<<<<

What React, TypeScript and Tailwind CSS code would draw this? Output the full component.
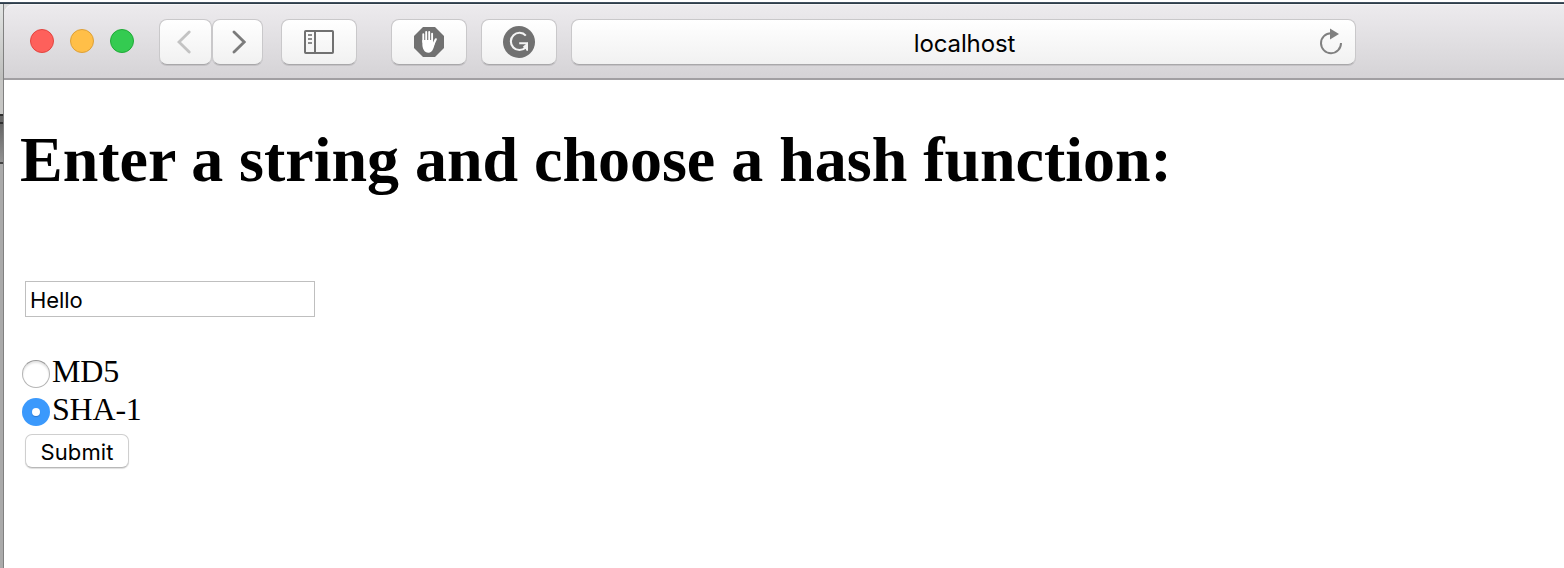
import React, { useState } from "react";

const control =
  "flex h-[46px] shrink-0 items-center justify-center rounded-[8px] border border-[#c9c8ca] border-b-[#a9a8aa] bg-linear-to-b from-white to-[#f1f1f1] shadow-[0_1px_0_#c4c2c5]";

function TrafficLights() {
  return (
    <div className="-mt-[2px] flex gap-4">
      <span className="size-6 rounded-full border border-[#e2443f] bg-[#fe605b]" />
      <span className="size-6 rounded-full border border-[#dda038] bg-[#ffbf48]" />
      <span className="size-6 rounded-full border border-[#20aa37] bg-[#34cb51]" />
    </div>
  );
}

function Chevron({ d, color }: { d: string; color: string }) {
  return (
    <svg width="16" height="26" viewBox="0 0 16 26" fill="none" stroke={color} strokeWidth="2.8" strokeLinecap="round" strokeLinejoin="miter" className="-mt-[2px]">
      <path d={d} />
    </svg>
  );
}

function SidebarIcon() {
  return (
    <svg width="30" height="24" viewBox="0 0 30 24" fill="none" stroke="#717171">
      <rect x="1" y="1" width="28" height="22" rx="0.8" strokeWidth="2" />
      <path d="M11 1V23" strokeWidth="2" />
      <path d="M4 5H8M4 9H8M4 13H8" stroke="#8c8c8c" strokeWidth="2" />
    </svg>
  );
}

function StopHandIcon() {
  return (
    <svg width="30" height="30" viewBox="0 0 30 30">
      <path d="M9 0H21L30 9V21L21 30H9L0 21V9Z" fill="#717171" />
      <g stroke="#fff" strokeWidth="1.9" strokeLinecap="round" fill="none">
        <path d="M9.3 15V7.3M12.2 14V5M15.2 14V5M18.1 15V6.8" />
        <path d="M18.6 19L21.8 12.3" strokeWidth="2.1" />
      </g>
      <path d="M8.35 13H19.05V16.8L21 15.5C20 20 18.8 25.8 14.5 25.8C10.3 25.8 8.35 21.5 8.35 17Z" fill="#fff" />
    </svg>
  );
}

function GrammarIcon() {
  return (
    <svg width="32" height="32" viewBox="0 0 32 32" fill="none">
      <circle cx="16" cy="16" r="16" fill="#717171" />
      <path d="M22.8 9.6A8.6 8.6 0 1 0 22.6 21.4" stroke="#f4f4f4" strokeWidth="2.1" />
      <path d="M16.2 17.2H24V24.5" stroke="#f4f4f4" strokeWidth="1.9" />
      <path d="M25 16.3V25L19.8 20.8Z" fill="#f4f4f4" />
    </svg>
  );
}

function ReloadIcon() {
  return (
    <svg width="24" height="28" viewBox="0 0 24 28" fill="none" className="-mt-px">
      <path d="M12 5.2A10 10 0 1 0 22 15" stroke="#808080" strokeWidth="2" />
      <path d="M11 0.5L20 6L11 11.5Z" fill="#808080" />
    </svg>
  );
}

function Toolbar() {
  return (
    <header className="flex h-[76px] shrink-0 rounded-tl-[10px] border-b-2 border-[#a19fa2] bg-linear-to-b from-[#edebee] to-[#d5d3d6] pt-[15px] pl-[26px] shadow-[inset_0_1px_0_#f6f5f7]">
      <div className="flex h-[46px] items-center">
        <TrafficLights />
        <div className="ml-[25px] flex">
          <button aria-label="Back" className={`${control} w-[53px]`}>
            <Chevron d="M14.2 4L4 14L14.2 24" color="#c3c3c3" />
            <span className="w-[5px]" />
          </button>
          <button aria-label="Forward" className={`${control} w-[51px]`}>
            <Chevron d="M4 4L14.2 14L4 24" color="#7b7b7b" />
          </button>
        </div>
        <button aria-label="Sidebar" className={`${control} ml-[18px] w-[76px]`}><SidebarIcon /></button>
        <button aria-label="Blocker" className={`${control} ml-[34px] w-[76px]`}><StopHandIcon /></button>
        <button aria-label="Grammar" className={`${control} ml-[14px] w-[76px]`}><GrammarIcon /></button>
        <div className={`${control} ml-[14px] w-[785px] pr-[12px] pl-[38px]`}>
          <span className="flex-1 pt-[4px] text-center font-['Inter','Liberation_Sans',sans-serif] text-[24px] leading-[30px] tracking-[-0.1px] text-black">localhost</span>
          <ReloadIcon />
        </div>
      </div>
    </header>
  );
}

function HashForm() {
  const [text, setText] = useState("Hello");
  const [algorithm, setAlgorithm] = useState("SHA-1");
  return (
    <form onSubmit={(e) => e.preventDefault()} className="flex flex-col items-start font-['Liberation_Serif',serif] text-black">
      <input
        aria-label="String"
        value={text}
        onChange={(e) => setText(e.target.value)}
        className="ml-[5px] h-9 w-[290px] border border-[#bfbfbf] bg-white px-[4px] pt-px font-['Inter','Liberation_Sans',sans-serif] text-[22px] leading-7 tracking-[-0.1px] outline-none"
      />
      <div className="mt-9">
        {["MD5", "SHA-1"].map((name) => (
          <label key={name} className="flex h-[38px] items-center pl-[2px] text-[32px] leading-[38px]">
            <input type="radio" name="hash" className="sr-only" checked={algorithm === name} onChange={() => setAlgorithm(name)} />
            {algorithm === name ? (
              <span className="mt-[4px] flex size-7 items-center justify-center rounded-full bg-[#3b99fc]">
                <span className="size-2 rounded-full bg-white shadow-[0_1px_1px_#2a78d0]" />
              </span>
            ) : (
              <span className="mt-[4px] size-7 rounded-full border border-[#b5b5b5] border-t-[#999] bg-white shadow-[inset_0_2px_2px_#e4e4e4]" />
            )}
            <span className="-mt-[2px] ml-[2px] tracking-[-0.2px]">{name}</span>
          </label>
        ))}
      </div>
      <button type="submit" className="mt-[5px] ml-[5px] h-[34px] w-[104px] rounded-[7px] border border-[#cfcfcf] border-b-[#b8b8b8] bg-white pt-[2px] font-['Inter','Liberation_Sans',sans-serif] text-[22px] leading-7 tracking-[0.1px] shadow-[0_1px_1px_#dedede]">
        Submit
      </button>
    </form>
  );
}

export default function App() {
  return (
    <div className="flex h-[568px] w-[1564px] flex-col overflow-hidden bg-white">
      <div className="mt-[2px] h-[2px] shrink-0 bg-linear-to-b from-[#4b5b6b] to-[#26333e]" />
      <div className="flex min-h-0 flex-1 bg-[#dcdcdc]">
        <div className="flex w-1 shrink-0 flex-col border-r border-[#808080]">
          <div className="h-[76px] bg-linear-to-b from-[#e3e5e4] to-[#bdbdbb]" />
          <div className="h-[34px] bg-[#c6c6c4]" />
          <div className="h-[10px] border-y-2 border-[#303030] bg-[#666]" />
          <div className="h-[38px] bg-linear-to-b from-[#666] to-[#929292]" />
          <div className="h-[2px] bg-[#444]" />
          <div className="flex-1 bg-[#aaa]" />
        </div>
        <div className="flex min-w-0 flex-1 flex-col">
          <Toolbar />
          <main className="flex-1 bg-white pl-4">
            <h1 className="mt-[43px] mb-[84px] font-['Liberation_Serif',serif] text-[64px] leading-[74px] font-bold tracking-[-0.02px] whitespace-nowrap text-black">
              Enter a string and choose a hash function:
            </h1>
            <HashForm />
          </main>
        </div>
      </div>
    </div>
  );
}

>>>>

Set the data above down again exactly as given, with no pictures.

OUTPUT:
What React, TypeScript and Tailwind CSS code would draw this? Output the full component.
import React, { useState } from "react";

const control =
  "flex h-[46px] shrink-0 items-center justify-center rounded-[8px] border border-[#c9c8ca] border-b-[#a9a8aa] bg-linear-to-b from-white to-[#f1f1f1] shadow-[0_1px_0_#c4c2c5]";

function TrafficLights() {
  return (
    <div className="-mt-[2px] flex gap-4">
      <span className="size-6 rounded-full border border-[#e2443f] bg-[#fe605b]" />
      <span className="size-6 rounded-full border border-[#dda038] bg-[#ffbf48]" />
      <span className="size-6 rounded-full border border-[#20aa37] bg-[#34cb51]" />
    </div>
  );
}

function Chevron({ d, color }: { d: string; color: string }) {
  return (
    <svg width="16" height="26" viewBox="0 0 16 26" fill="none" stroke={color} strokeWidth="2.8" strokeLinecap="round" strokeLinejoin="miter" className="-mt-[2px]">
      <path d={d} />
    </svg>
  );
}

function SidebarIcon() {
  return (
    <svg width="30" height="24" viewBox="0 0 30 24" fill="none" stroke="#717171">
      <rect x="1" y="1" width="28" height="22" rx="0.8" strokeWidth="2" />
      <path d="M11 1V23" strokeWidth="2" />
      <path d="M4 5H8M4 9H8M4 13H8" stroke="#8c8c8c" strokeWidth="2" />
    </svg>
  );
}

function StopHandIcon() {
  return (
    <svg width="30" height="30" viewBox="0 0 30 30">
      <path d="M9 0H21L30 9V21L21 30H9L0 21V9Z" fill="#717171" />
      <g stroke="#fff" strokeWidth="1.9" strokeLinecap="round" fill="none">
        <path d="M9.3 15V7.3M12.2 14V5M15.2 14V5M18.1 15V6.8" />
        <path d="M18.6 19L21.8 12.3" strokeWidth="2.1" />
      </g>
      <path d="M8.35 13H19.05V16.8L21 15.5C20 20 18.8 25.8 14.5 25.8C10.3 25.8 8.35 21.5 8.35 17Z" fill="#fff" />
    </svg>
  );
}

function GrammarIcon() {
  return (
    <svg width="32" height="32" viewBox="0 0 32 32" fill="none">
      <circle cx="16" cy="16" r="16" fill="#717171" />
      <path d="M22.8 9.6A8.6 8.6 0 1 0 22.6 21.4" stroke="#f4f4f4" strokeWidth="2.1" />
      <path d="M16.2 17.2H24V24.5" stroke="#f4f4f4" strokeWidth="1.9" />
      <path d="M25 16.3V25L19.8 20.8Z" fill="#f4f4f4" />
    </svg>
  );
}

function ReloadIcon() {
  return (
    <svg width="24" height="28" viewBox="0 0 24 28" fill="none" className="-mt-px">
      <path d="M12 5.2A10 10 0 1 0 22 15" stroke="#808080" strokeWidth="2" />
      <path d="M11 0.5L20 6L11 11.5Z" fill="#808080" />
    </svg>
  );
}

function Toolbar() {
  return (
    <header className="flex h-[76px] shrink-0 rounded-tl-[10px] border-b-2 border-[#a19fa2] bg-linear-to-b from-[#edebee] to-[#d5d3d6] pt-[15px] pl-[26px] shadow-[inset_0_1px_0_#f6f5f7]">
      <div className="flex h-[46px] items-center">
        <TrafficLights />
        <div className="ml-[25px] flex">
          <button aria-label="Back" className={`${control} w-[53px]`}>
            <Chevron d="M14.2 4L4 14L14.2 24" color="#c3c3c3" />
            <span className="w-[5px]" />
          </button>
          <button aria-label="Forward" className={`${control} w-[51px]`}>
            <Chevron d="M4 4L14.2 14L4 24" color="#7b7b7b" />
          </button>
        </div>
        <button aria-label="Sidebar" className={`${control} ml-[18px] w-[76px]`}><SidebarIcon /></button>
        <button aria-label="Blocker" className={`${control} ml-[34px] w-[76px]`}><StopHandIcon /></button>
        <button aria-label="Grammar" className={`${control} ml-[14px] w-[76px]`}><GrammarIcon /></button>
        <div className={`${control} ml-[14px] w-[785px] pr-[12px] pl-[38px]`}>
          <span className="flex-1 pt-[4px] text-center font-['Inter','Liberation_Sans',sans-serif] text-[24px] leading-[30px] tracking-[-0.1px] text-black">localhost</span>
          <ReloadIcon />
        </div>
      </div>
    </header>
  );
}

function HashForm() {
  const [text, setText] = useState("Hello");
  const [algorithm, setAlgorithm] = useState("SHA-1");
  return (
    <form onSubmit={(e) => e.preventDefault()} className="flex flex-col items-start font-['Liberation_Serif',serif] text-black">
      <input
        aria-label="String"
        value={text}
        onChange={(e) => setText(e.target.value)}
        className="ml-[5px] h-9 w-[290px] border border-[#bfbfbf] bg-white px-[4px] pt-px font-['Inter','Liberation_Sans',sans-serif] text-[22px] leading-7 tracking-[-0.1px] outline-none"
      />
      <div className="mt-9">
        {["MD5", "SHA-1"].map((name) => (
          <label key={name} className="flex h-[38px] items-center pl-[2px] text-[32px] leading-[38px]">
            <input type="radio" name="hash" className="sr-only" checked={algorithm === name} onChange={() => setAlgorithm(name)} />
            {algorithm === name ? (
              <span className="mt-[4px] flex size-7 items-center justify-center rounded-full bg-[#3b99fc]">
                <span className="size-2 rounded-full bg-white shadow-[0_1px_1px_#2a78d0]" />
              </span>
            ) : (
              <span className="mt-[4px] size-7 rounded-full border border-[#b5b5b5] border-t-[#999] bg-white shadow-[inset_0_2px_2px_#e4e4e4]" />
            )}
            <span className="-mt-[2px] ml-[2px] tracking-[-0.2px]">{name}</span>
          </label>
        ))}
      </div>
      <button type="submit" className="mt-[5px] ml-[5px] h-[34px] w-[104px] rounded-[7px] border border-[#cfcfcf] border-b-[#b8b8b8] bg-white pt-[2px] font-['Inter','Liberation_Sans',sans-serif] text-[22px] leading-7 tracking-[0.1px] shadow-[0_1px_1px_#dedede]">
        Submit
      </button>
    </form>
  );
}

export default function App() {
  return (
    <div className="flex h-[568px] w-[1564px] flex-col overflow-hidden bg-white">
      <div className="mt-[2px] h-[2px] shrink-0 bg-linear-to-b from-[#4b5b6b] to-[#26333e]" />
      <div className="flex min-h-0 flex-1 bg-[#dcdcdc]">
        <div className="flex w-1 shrink-0 flex-col border-r border-[#808080]">
          <div className="h-[76px] bg-linear-to-b from-[#e3e5e4] to-[#bdbdbb]" />
          <div className="h-[34px] bg-[#c6c6c4]" />
          <div className="h-[10px] border-y-2 border-[#303030] bg-[#666]" />
          <div className="h-[38px] bg-linear-to-b from-[#666] to-[#929292]" />
          <div className="h-[2px] bg-[#444]" />
          <div className="flex-1 bg-[#aaa]" />
        </div>
        <div className="flex min-w-0 flex-1 flex-col">
          <Toolbar />
          <main className="flex-1 bg-white pl-4">
            <h1 className="mt-[43px] mb-[84px] font-['Liberation_Serif',serif] text-[64px] leading-[74px] font-bold tracking-[-0.02px] whitespace-nowrap text-black">
              Enter a string and choose a hash function:
            </h1>
            <HashForm />
          </main>
        </div>
      </div>
    </div>
  );
}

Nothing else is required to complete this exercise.